Though serving as Preacher of the Papal Household is certainly a privilege, it’s not really a full-time job. Cantalamessa is responsible for leading retreats for the pope and senior Vatican officials during Advent and Lent, as well as delivering the Good Friday homily in St. Peter’s Basilica. The rest of the time, Cantalamessa is, in effect, an itinerant preacher, moving around the globe in his simple brown Capuchin habit, clutching a tattered small blue copy of the New Jerusalem Bible.
His Feb. 21 appearance at Seton Hall University was in some ways a homecoming for the Cantalamessa. It was in New Jersey in 1967 that Cantalamessa was first “baptized in the Spirit,” a key term in Charismatic Christianity for a decisive moment in which someone accepts Jesus Christ in a deeply personal way. Since then, Cantalamessa has gone on to become arguably the most prominent adherent of the Charismatic movement in the Catholic Church.

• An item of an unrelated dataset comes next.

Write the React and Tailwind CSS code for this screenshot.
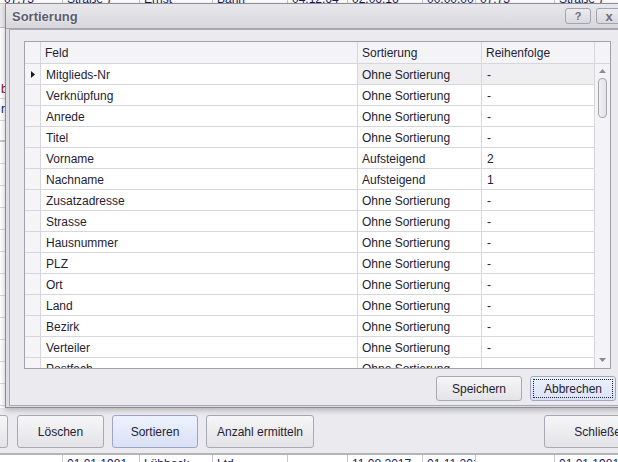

Cantalamessa is not the stereotypical enthusiast associated with the Charismatic scene. He’s low-key, and just as likely to cite Thomas Aquinas as he is to quote hymns or to invoke wonders. Yet he’s deeply committed to seeing Christianity not in terms of formal adherence to a Creed, but as a deeply personal decision to “accept Jesus Christ” and to receive “baptism in the Spirit.”
“Maybe the Holy Spirit will touch somebody here,” he said at one point. “Maybe later tonight, maybe during Lent, but this could be a life-changing moment for someone here right now.”
Cantalamessa is such a drawing card that at a certain point last night, people turning out to hear him preach in the Seton Hall basketball gym had to be directed to park in a nearby synagogue and then bused to the location.
Cantalamessa candidly told the audience that early in his priesthood, he was “a strong adversary” of the Charismatic movement, so that his reversal of field in New Jersey came as a surprise to most of his Italian family and friends.
“When I got back to Italy, they told me, ‘We sent America Saul, and they have sent us back Paul,’” Cantalamessa joked.
He said that as part of his experience in New Jersey, God spoke to him through an “interior image.” He saw himself standing in a chariot, with the horses’ reins in his hands. He understood this, he said, to be a metaphor for his efforts to control his own life.